February 10, 2013

Mr. Krugman's Science, Part 5: the Reconciliation

While Mr. Krugman is certainly annoying and highly misleading (as Bob Somerby said about other New York Times columnists, "We are where we are because of these people."), I certainly bear no animosity toward Paul Krugman.  I actually think his approach is "right;" it's just that I don't think any of the reasons he advances are the true rationale for following his advice. 

We should keep the Potemkin village of the American economy going for as long as possible. Printing money, letting the Federal Reserve "buy" up the "debt" of the U.S. Treasury (the government agency which keeps its checking account at the Federal Reserve), and pumping hallucinated money into the stock and housing markets in an effort to reinflate the Bubbles.  The "transmission mechanism" the Fed uses to move money into the economy only indirectly and partially reaches the American commoners, and this is the reason that inflation, as measured by the Consumer Price Index, remains "muted."  Hyperinflation is the great fear of the central banker who begins playing games with a fiat currency, and Bernanke (a kind of financial mad scientist) believes that he has found a way to confine inflation where he wants it, in the stock and housing markets.  I believe he's dead wrong, and that there is an underlying financial "thermodynamics" based in the interlocking fiat currency system of the globalized economy which is far too complex for the central bank of one country, even the country with the largest economy and the site of the "reserve currency," to control indefinitely. 

Mr. Krugman's putative approach, that we should keep printing money and "borrowing" (largely from ourselves), and then balance the books "later" is the purest kind of moonshine.  Mr. Krugman says such things so that he can be regarded as one of the Very Serious Persons he spends his time lampooning.  You can't be taken seriously if you urge the party crowd in the main ball room of the Titanic to keep dancing and swilling champagne as the bow of the ship tips ominously downward; you have to advise the government to maintain the status quo "for now" until the "recovery" is complete.

That's where Mr. Krugman loses touch with reality. There isn't going to be any recovery to some mythical "trend line" derived by drawing a ruler through data points created by previous bubbles.  What Mr. Krugman apparently can't see is that the American economy has been sagging relentlessly (like a birthday balloon found two weeks later on the floor behind the couch) since about 1973, when we first began losing control over our domestic energy sources (meaning: oil), and subjected ourselves to the global economy (that monstrosity that Tom Friedman has always been so excited about, in his moronic way: "We are where we are because of these people...").  Now we're in a life and death struggle with the developed world (Europe, Japan, Canada, Australia) and the rapidly developing world of China, Russia, India, Brazil, South Korea, Southeast Asia, and they all want the same things we want: an opulent living standard just like America.  The world cannot support that, and we have placed our fate at the mercies of these competitors who intend to use every edge they can find to overtake us.

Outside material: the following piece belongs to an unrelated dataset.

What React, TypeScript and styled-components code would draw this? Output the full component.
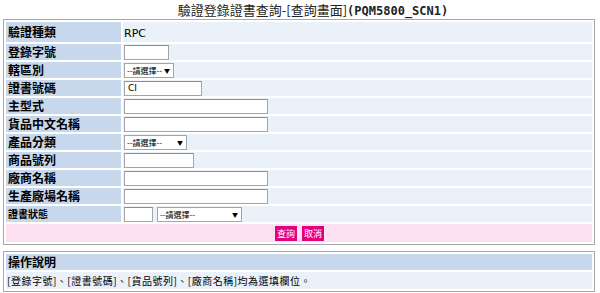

Mr. Bernanke is using his hole card, the reserve currency, and he's going all in, hallucinating money like a man possessed of strange visions.  And why the hell not?  Does he think there is actually a pot of gold at the end of this rainbow he's painting in the sky?  I doubt it (he's much smarter than Krugman).  But if we can derive a few more years, or whatever time, maintaining our Potemkin existence at something like its present level by means of these machinations, why shouldn't we?  As Mr. Krugman is fond of saying, the economy is "not a morality play."  Is this a somewhat sociopathic statement?  You can look at it that way; the point, however, is that we're going to get to that point of collapse one way or another, so why would we hurry it along with a premature act of self-annihilation?

If we suddenly withdraw 40% of the funding from the federal government, and stop goosing the stock and housing markets with hallucinated money from Bernanke's asshole corner computer,  we will bring on pandemonium.  This crazy wish to be all "tidy" and "balanced" is nuts.  Do what Krugman says,  "kick the can" down the road (his very words on Friday).  Mint that "trillion dollar coin."  Play any game you can think of to keep the party going.  You put on another stack of CDs and roll up the carpet.  I'll go out and buy a few more cases of Veuve Cliquot.